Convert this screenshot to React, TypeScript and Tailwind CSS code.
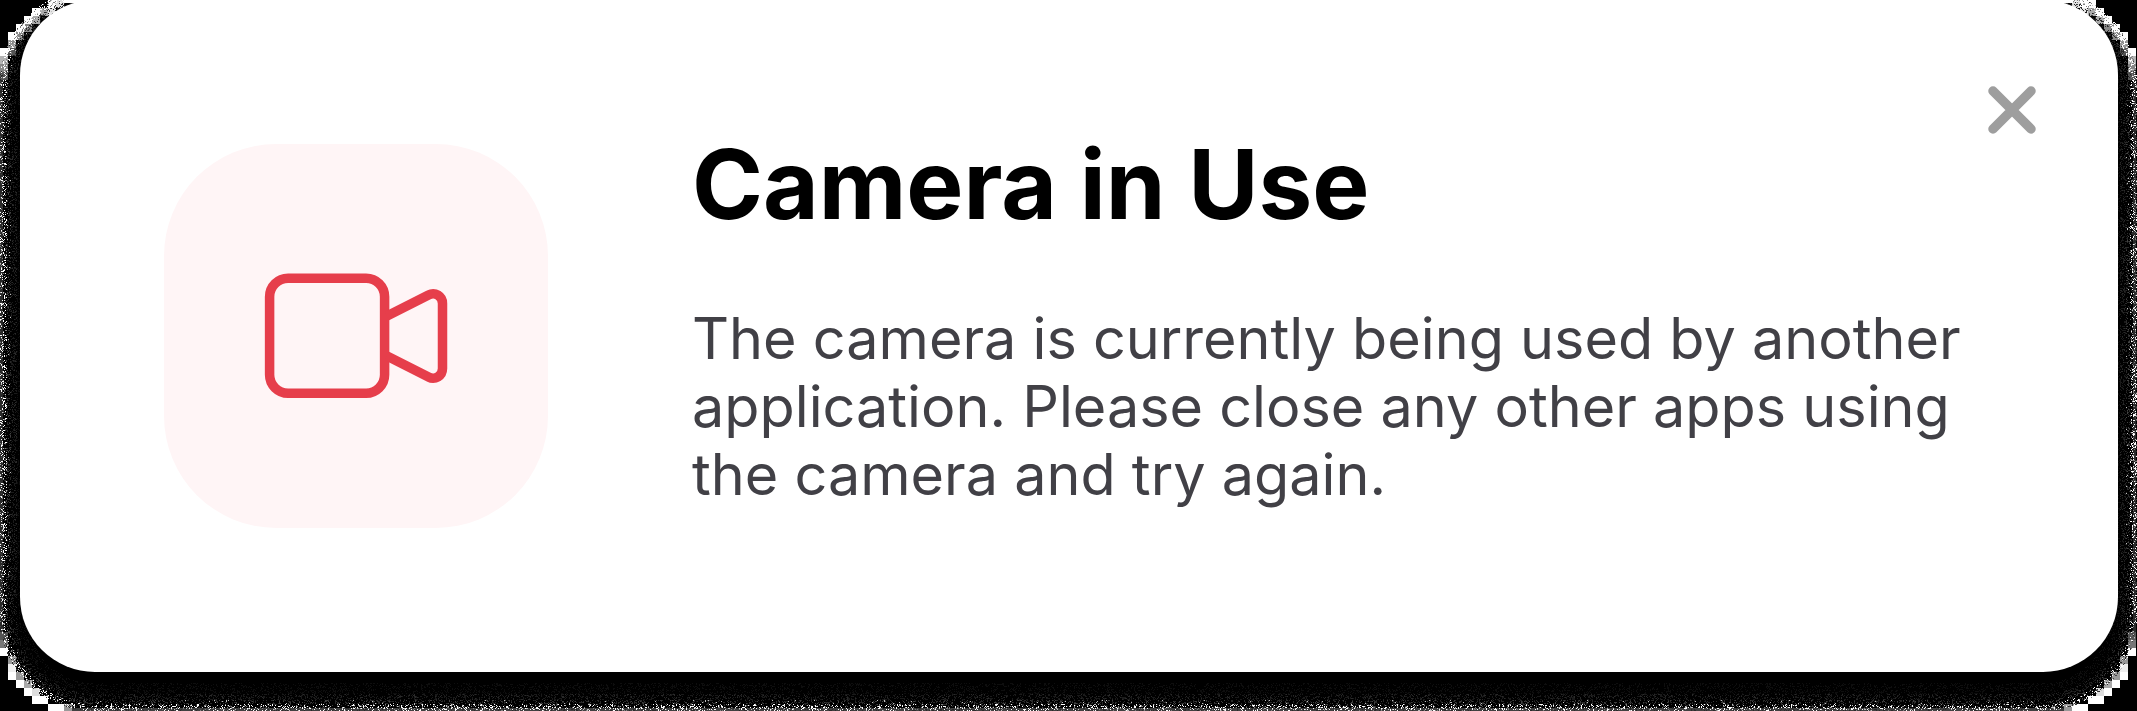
const FONT = "font-['Inter',sans-serif]";

type Cell = [number, number, string];

const SHADES = ["#0e0e0e", "#1a1a1a", "#2a2a2a", "#424242", "#808080", "#c0c0c0", "#ffffff"];

const WIDTH = 2137;
const HEIGHT = 711;

/* Distance to the rounded outline of the shadow, which is lower than the card. */
function shadowDistance(x: number, y: number) {
  const r = 94;
  const dx = Math.abs(x - 1068.5) - (1068.5 - r);
  const dy = Math.abs(y - 350) - (361 - r);
  const outside = Math.hypot(Math.max(dx, 0), Math.max(dy, 0));
  return r - outside - Math.min(Math.max(dx, dy), 0);
}

function inCard(x: number, y: number) {
  const r = 75;
  const dx = Math.max(Math.abs(x - 1069) - (1049 - r), 0);
  const dy = Math.max(Math.abs(y - 336) - (336 - r), 0);
  return Math.hypot(dx, dy) < r - 1;
}

function buildGrain() {
  const paths = SHADES.map(() => "");
  let seed = 7919;
  const random = () => {
    seed = (Math.imul(seed, 1664525) + 1013904223) >>> 0;
    return seed / 4294967296;
  };
  for (let y = 0; y < HEIGHT; y++) {
    for (let x = 0; x < WIDTH; x++) {
      if (x === 24 && y > 75 && y < 597) x = 2114;
      if (x === 100 && y < 670) x = 2037;
      if (inCard(x + 0.5, y + 0.5)) continue;
      const d = shadowDistance(x + 0.5, y + 0.5);
      if (d < 0) continue;
      const n = random();
      const m = random();
      const light = y < 70 ? 0.45 : 0.26;
      let shade = -1;
      if (d < 7 && n < light - Math.abs(d - 3.5) * 0.03) shade = m < 0.6 ? 6 : m < 0.75 ? 5 : 4;
      else if (d < 11 && n < 0.45 - d * 0.02) shade = m < 0.06 ? 5 : m < 0.35 ? 3 : 2;
      else if (d < 17 && n < 0.3) shade = m < 0.2 ? 2 : 1;
      else if (d < 28 && n < 0.22) shade = 0;
      if (shade >= 0) paths[shade] += `M${x} ${y}h1v1h-1z`;
    }
  }
  return paths;
}

const GRAIN = buildGrain();

/* Eight-pixel steps along the outer corners: column, row, colour. */
const STEPS: Cell[] = [
  [6, 0, "#fff"], [7, 0, "#e0e0e0"], [5, 1, "#aaa"], [4, 1, "#fff"], [6, 1, "#e5e5e5"],
  [3, 2, "#fff"], [4, 2, "#aaa"], [2, 3, "#fff"], [3, 3, "#888"], [1, 4, "#fff"], [2, 4, "#888"],
  [1, 5, "#999"], [0, 6, "#fff"], [1, 6, "#555"], [0, 7, "#b4b4b4"], [0, 8, "#888"], [0, 9, "#555"],
];

const BOTTOM_STEPS: Cell[] = [
  [0, 79, "#555"], [0, 80, "#777"], [0, 81, "#fff"], [1, 82, "#999"], [1, 83, "#eee"], [1, 84, "#fff"],
  [2, 84, "#999"], [2, 85, "#fff"], [3, 85, "#aaa"], [3, 86, "#fff"], [4, 86, "#ddd"], [4, 87, "#fff"],
  [5, 87, "#fff"], [6, 88, "#fff"], [7, 88, "#fff"], [8, 88, "#999"],
];

function Steps({ cells }: { cells: Cell[] }) {
  return (
    <>
      {cells.map(([c, r, fill]) => (
        <rect key={`${c}-${r}`} x={c * 8} y={r * 8} width="8" height="8" fill={fill} />
      ))}
    </>
  );
}

function Corners() {
  return (
    <>
      <Steps cells={STEPS} />
      <Steps cells={BOTTOM_STEPS} />
      <rect x="0" y="80" width="3" height="552" fill="#2a2a2a" />
    </>
  );
}

function ShadowTexture() {
  return (
    <svg
      className="pointer-events-none absolute inset-0"
      width="2137"
      height="711"
      viewBox="0 0 2137 711"
      shapeRendering="crispEdges"
      aria-hidden="true"
    >
      <rect x="72" y="708" width="1992" height="3" fill="#404040" />
      <Corners />
      <g transform="translate(2136 0) scale(-1 1)">
        <Corners />
        <rect x="40" y="0" width="8" height="8" fill="#fff" />
      </g>
      {GRAIN.map((d, i) => (
        <path key={SHADES[i]} d={d} fill={SHADES[i]} />
      ))}
      <path d="M64 0H104V3H64zM2033 0H2073V3H2033z" fill="#fff" />
    </svg>
  );
}

function CameraIcon() {
  return (
    <svg width="192" height="192" viewBox="260 240 192 192" fill="none" stroke="#e63e4b" strokeWidth="9.5" aria-hidden="true">
      <rect x="269.6" y="278.2" width="115" height="115" rx="18.5" />
      <path d="M387 316 L428.5 295 C435 291.5 442.5 296 442.5 303.5 V368.5 C442.5 376 435 380.5 428.5 377 L387 356" />
    </svg>
  );
}

export default function App() {
  return (
    <main className={`relative h-[711px] w-[2137px] overflow-hidden bg-black px-5 ${FONT}`}>
      <ShadowTexture />
      <section className="relative flex h-[672px] w-[2098px] items-start rounded-[75px] bg-white pt-36 pl-36">
        <div className="flex size-96 shrink-0 items-center justify-center rounded-[112px] bg-[#fff5f6]">
          <CameraIcon />
        </div>
        <div className="ml-36 w-[1300px] shrink-0">
          <h1 className="-mt-[18px] text-[96px] leading-[116px] font-bold whitespace-nowrap text-black">
            Camera in Use
          </h1>
          <p className="mt-[62px] text-[57.5px] leading-[68px] whitespace-nowrap text-[#414046]">
            The camera is currently being used by another
            <br />
            application. Please close any other apps using
            <br />
            the camera and try again.
          </p>
        </div>
        <button type="button" aria-label="Close" className="absolute top-[86px] right-[82px] size-12">
          <svg width="48" height="48" viewBox="0 0 48 48" stroke="#9e9e9e" strokeWidth="9.5" strokeLinecap="round">
            <path d="M5 5 L43 43 M43 5 L5 43" />
          </svg>
        </button>
      </section>
    </main>
  );
}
===============
(Exercise aim) Would you reproduce the lines above, from the very first through the line containing "const GRAIN = buildGrain();", exactly and without the pictures?

(Output below)
Convert this screenshot to React, TypeScript and Tailwind CSS code.
const FONT = "font-['Inter',sans-serif]";

type Cell = [number, number, string];

const SHADES = ["#0e0e0e", "#1a1a1a", "#2a2a2a", "#424242", "#808080", "#c0c0c0", "#ffffff"];

const WIDTH = 2137;
const HEIGHT = 711;

/* Distance to the rounded outline of the shadow, which is lower than the card. */
function shadowDistance(x: number, y: number) {
  const r = 94;
  const dx = Math.abs(x - 1068.5) - (1068.5 - r);
  const dy = Math.abs(y - 350) - (361 - r);
  const outside = Math.hypot(Math.max(dx, 0), Math.max(dy, 0));
  return r - outside - Math.min(Math.max(dx, dy), 0);
}

function inCard(x: number, y: number) {
  const r = 75;
  const dx = Math.max(Math.abs(x - 1069) - (1049 - r), 0);
  const dy = Math.max(Math.abs(y - 336) - (336 - r), 0);
  return Math.hypot(dx, dy) < r - 1;
}

function buildGrain() {
  const paths = SHADES.map(() => "");
  let seed = 7919;
  const random = () => {
    seed = (Math.imul(seed, 1664525) + 1013904223) >>> 0;
    return seed / 4294967296;
  };
  for (let y = 0; y < HEIGHT; y++) {
    for (let x = 0; x < WIDTH; x++) {
      if (x === 24 && y > 75 && y < 597) x = 2114;
      if (x === 100 && y < 670) x = 2037;
      if (inCard(x + 0.5, y + 0.5)) continue;
      const d = shadowDistance(x + 0.5, y + 0.5);
      if (d < 0) continue;
      const n = random();
      const m = random();
      const light = y < 70 ? 0.45 : 0.26;
      let shade = -1;
      if (d < 7 && n < light - Math.abs(d - 3.5) * 0.03) shade = m < 0.6 ? 6 : m < 0.75 ? 5 : 4;
      else if (d < 11 && n < 0.45 - d * 0.02) shade = m < 0.06 ? 5 : m < 0.35 ? 3 : 2;
      else if (d < 17 && n < 0.3) shade = m < 0.2 ? 2 : 1;
      else if (d < 28 && n < 0.22) shade = 0;
      if (shade >= 0) paths[shade] += `M${x} ${y}h1v1h-1z`;
    }
  }
  return paths;
}

const GRAIN = buildGrain();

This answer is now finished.